One of the most potent reasons he mentions is the 'self fulfilling prophecy.' One of the (many) issues I have with political positions labelled 'reactionary' or 'conservative' is their underlying gloominess. Specifically, they seem to draw their view of human nature from Thomas Hobbes, who saw people as basically selfish, atomised, power hungry individuals in perpetual war with each other.

The problem is that if you see people and the world in this way, you're in danger of creating a self-fulfilling prophecy. Expect a world full of mean, selfish and horrible people, and that's what you'll get.

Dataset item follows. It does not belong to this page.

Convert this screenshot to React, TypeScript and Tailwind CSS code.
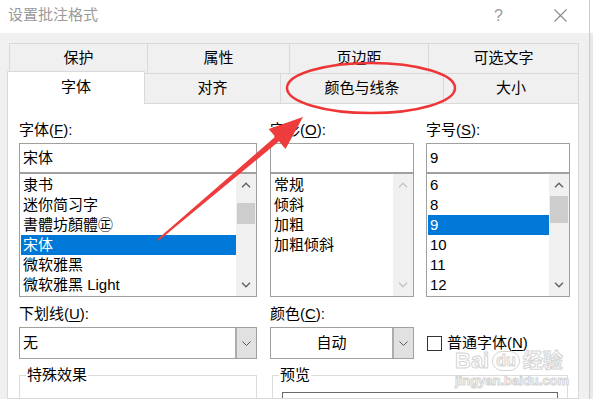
import type { ReactNode } from "react";

type Tab = { label: string; width: string };

const topTabs: Tab[] = [
  { label: "保护", width: "w-[138px]" },
  { label: "属性", width: "w-[142px]" },
  { label: "页边距", width: "w-[139px]" },
  { label: "可选文字", width: "w-[151px]" },
];

function Chevron({ up, disabled }: { up?: boolean; disabled?: boolean }) {
  return (
    <svg width="10" height="6" viewBox="0 0 10 6" aria-hidden="true">
      <polyline
        points={up ? "1,5.2 5,1.2 9,5.2" : "1,0.8 5,4.8 9,0.8"}
        fill="none"
        stroke={disabled ? "#c4c4c4" : "#606060"}
        strokeWidth="1.4"
      />
    </svg>
  );
}

function Scrollbar({
  disabled,
  thumbClass,
}: {
  disabled?: boolean;
  thumbClass?: string;
}) {
  return (
    <div className="flex w-[20px] flex-col bg-[#f0f0f0]">
      <div className="flex h-[22px] shrink-0 items-center justify-center">
        <Chevron up disabled={disabled} />
      </div>
      {thumbClass && <div className={`mx-[1px] shrink-0 bg-[#cdcdcd] ${thumbClass}`} />}
      <div className="mt-auto flex h-[22px] shrink-0 items-center justify-center">
        <Chevron disabled={disabled} />
      </div>
    </div>
  );
}

function ListBox({
  items,
  selected,
  scroll,
}: {
  items: string[];
  selected?: string;
  scroll: ReactNode;
}) {
  return (
    <div className="flex h-[124px] border border-[#a0a0a0] bg-white">
      <div className="flex-1 pt-[1px]">
        {items.map((item) => (
          <div
            key={item}
            className={
              item === selected
                ? "ml-[1px] h-[20px] whitespace-nowrap bg-[#0078d7] pl-[2px] leading-[20px] text-white"
                : "h-[20px] whitespace-nowrap pl-[3px] leading-[20px]"
            }
          >
            {item}
          </div>
        ))}
      </div>
      {scroll}
    </div>
  );
}

function Label({ text, hot }: { text: string; hot: string }) {
  return (
    <div className="h-[20px] leading-[20px]">
      {text}(<span className="underline underline-offset-2">{hot}</span>):
    </div>
  );
}

function ComboArrow() {
  return (
    <div className="flex w-[21px] items-center justify-center border-l-2 border-[#adadad] bg-[#e1e1e1]">
      <svg width="9" height="5" viewBox="0 0 9 5" aria-hidden="true">
        <polyline points="0.5,0.5 4.5,4.5 8.5,0.5" fill="none" stroke="#555" strokeWidth="1" />
      </svg>
    </div>
  );
}

export default function App() {
  return (
    <div className="relative flex h-[399px] w-[593px] overflow-hidden bg-[#f0f0f0] font-['Liberation_Sans','Noto_Sans_CJK_SC',sans-serif] text-[15px] text-black">
      <div className="flex w-[589px] flex-col">
        {/* title bar */}
        <div className="flex h-[33px] shrink-0 items-center bg-white pb-[2px] pl-[8px]">
          <span className="text-[#9a9a9a]">设置批注格式</span>
          <span className="ml-auto text-[16px] text-[#9a9a9a]">?</span>
          <svg className="ml-[51px] mr-[22px]" width="13" height="13" viewBox="0 0 13 13" aria-hidden="true">
            <path d="M0.5 0.5 L12.5 12.5 M12.5 0.5 L0.5 12.5" stroke="#8a8a8a" strokeWidth="1.1" />
          </svg>
        </div>

        <div className="flex min-h-0 flex-1 flex-col pl-[7px] pt-[10px]">
          {/* tab row 1 */}
          <div className="ml-[2px] flex h-[30px] shrink-0">
            {topTabs.map((tab, i) => (
              <div
                key={tab.label}
                className={`flex items-center justify-center border-l border-t border-[#d9d9d9] bg-[#f0f0f0] ${tab.width} ${i === topTabs.length - 1 ? "border-r" : ""}`}
              >
                {tab.label}
              </div>
            ))}
          </div>

          {/* tab row 2 */}
          <div className="flex h-[30px] shrink-0 items-start">
            <div className="relative z-10 -mt-[2px] flex h-[33px] w-[138px] items-center justify-center border-l border-r border-t border-[#d9d9d9] bg-white pb-[1px]">
              字体
            </div>
            <div className="flex h-[30px] w-[136px] items-center justify-center border-r border-t border-[#d9d9d9]">
              对齐
            </div>
            <div className="flex h-[30px] w-[163px] items-center justify-center border-r border-t border-[#d9d9d9]">
              颜色与线条
            </div>
            <div className="flex h-[30px] w-[135px] items-center justify-center border-r border-t border-[#d9d9d9]">
              大小
            </div>
          </div>

          {/* panel */}
          <div className="min-h-0 w-[572px] flex-1 shrink-0 overflow-hidden border border-[#d9d9d9] bg-white pl-[11px] pt-[16px]">
            <div className="flex">
              <div className="w-[238px]">
                <Label text="字体" hot="F" />
                <div className="mt-[3px] h-[30px] border border-[#a0a0a0] pl-[3px] leading-[28px]">
                  宋体
                </div>
                <ListBox
                  items={["隶书", "迷你简习字", "書體坊顏體㊣", "宋体", "微软雅黑", "微软雅黑 Light"]}
                  selected="宋体"
                  scroll={<Scrollbar thumbClass="mt-[7px] h-[21px]" />}
                />
              </div>
              <div className="ml-[13px] w-[144px]">
                <Label text="字形" hot="O" />
                <div className="mt-[3px] h-[30px] border border-[#a0a0a0]" />
                <ListBox
                  items={["常规", "倾斜", "加粗", "加粗倾斜"]}
                  scroll={<Scrollbar disabled />}
                />
              </div>
              <div className="ml-[12px] w-[144px]">
                <Label text="字号" hot="S" />
                <div className="mt-[3px] h-[30px] border border-[#a0a0a0] pl-[3px] leading-[28px]">
                  9
                </div>
                <ListBox
                  items={["6", "8", "9", "10", "11", "12"]}
                  selected="9"
                  scroll={<Scrollbar thumbClass="h-[27px]" />}
                />
              </div>
            </div>

            <div className="mt-[7px] flex">
              <div className="w-[238px]">
                <Label text="下划线" hot="U" />
                <div className="mt-[3px] flex h-[32px] border border-[#a0a0a0]">
                  <div className="flex-1 pl-[3px] leading-[30px]">无</div>
                  <ComboArrow />
                </div>
              </div>
              <div className="ml-[13px] w-[144px]">
                <Label text="颜色" hot="C" />
                <div className="mt-[3px] flex h-[32px] border border-[#a0a0a0]">
                  <div className="flex-1 text-center leading-[30px]">自动</div>
                  <ComboArrow />
                </div>
              </div>
              <div className="ml-[12px] flex w-[144px] items-end">
                <div className="flex h-[32px] items-center pl-[1px]">
                  <div className="h-[15px] w-[15px] border border-[#333333] bg-white" />
                  <span className="ml-[5px] whitespace-nowrap">普通字体(<span className="underline underline-offset-2">N</span>)</span>
                </div>
              </div>
            </div>

            <div className="mt-[6px] flex">
              <fieldset className="h-[40px] w-[238px] border border-[#dcdcdc]">
                <legend className="ml-[6px] px-[1px] leading-[20px]">特殊效果</legend>
              </fieldset>
              <fieldset className="ml-[15px] h-[40px] w-[296px] border border-[#dcdcdc]">
                <legend className="ml-[6px] px-[1px] leading-[20px]">预览</legend>
                <div className="ml-[9px] mt-[7px] h-[20px] w-[276px] border border-[#696969]" />
              </fieldset>
            </div>
          </div>
        </div>
      </div>

      {/* edge of the sheet behind the dialog */}
      <div className="flex flex-1 flex-col border-l border-[#cccccc] bg-[#e8e8e8]">
        <div className="h-[33px] bg-white" />
      </div>

      {/* watermark */}
      <div className="pointer-events-none absolute left-[455px] top-[351px] z-20 flex flex-col items-start text-white [-webkit-text-stroke:1px_#d4d4d4]">
        <div className="flex items-center font-bold leading-[20px]">
          <span className="text-[22px]">Bai</span>
          <span className="ml-[3px] rounded-[10px] border border-[#d4d4d4] px-[3px] text-[16px] leading-[18px]">du</span>
          <span className="ml-[3px] text-[20px]">经验</span>
        </div>
        <div className="mt-[3px] text-[13px] font-bold leading-[14px]">jingyan.baidu.com</div>
      </div>

      {/* red annotation */}
      <svg
        className="pointer-events-none absolute left-0 top-0 z-30"
        width="593"
        height="399"
        viewBox="0 0 593 399"
        aria-hidden="true"
      >
        <ellipse cx="371" cy="88" rx="84" ry="25" fill="none" stroke="#ee3636" strokeWidth="2.5" />
        <polygon
          points="157.4,239.2 275.2,136.7 268.7,129.1 303,117 285.5,148.9 279,141.3 158.6,240.8"
          fill="#ee3b3b"
        />
      </svg>
    </div>
  );
}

In contrast to this, Wilson mentions Buckminster Fuller, who, a 'failure' at 32, made a conscious decision to devote his life to helping the whole of humanity. He ended up a highly successful 'design scientist' who had a carbon molecule named after him. His discovery? That he was more successful the more he tried to help the whole of humanity and not just himself.

In this spirit, I'd like to name some wishes/goals for the next year.

1. I want whatever I do to actually benefit increasing circles of people, whether in a practical way or aesthetically through my art.
2. I do, finally, want to begin making a transition to a fully freelance career on a paying basis and do this in benign cooperation with others. I reject the Capitalist mode of dog eat dog competition (and Lama Yeshe said I could so I have some official endorsement for this, okay?)
3. Some success in actually, physically getting someone to publish my fiction.
4. To do a significant and challenging expedition. At this point, that looks like the tour of Mont Blanc.
5. Maintain and build physical/mental health and wellbeing.
6. Do some more bloody painting!
7. I'd also like to be less judgmental towards those who do not share my political views. (Except of course for fascists, racists and homophobes. I'm quite happy strongly opposing them).
8. I want, as an interconnected, transient node of humanity, to have a generally benign influence on those about me, including other species (especially cats, but that's another story).
9. Advance in my meditation practise and maybe even have a mystical experience or two!
10. Have more fun and not take things so seriously.
10b. Oh, yes, and go to at least one music festival and/or pride march.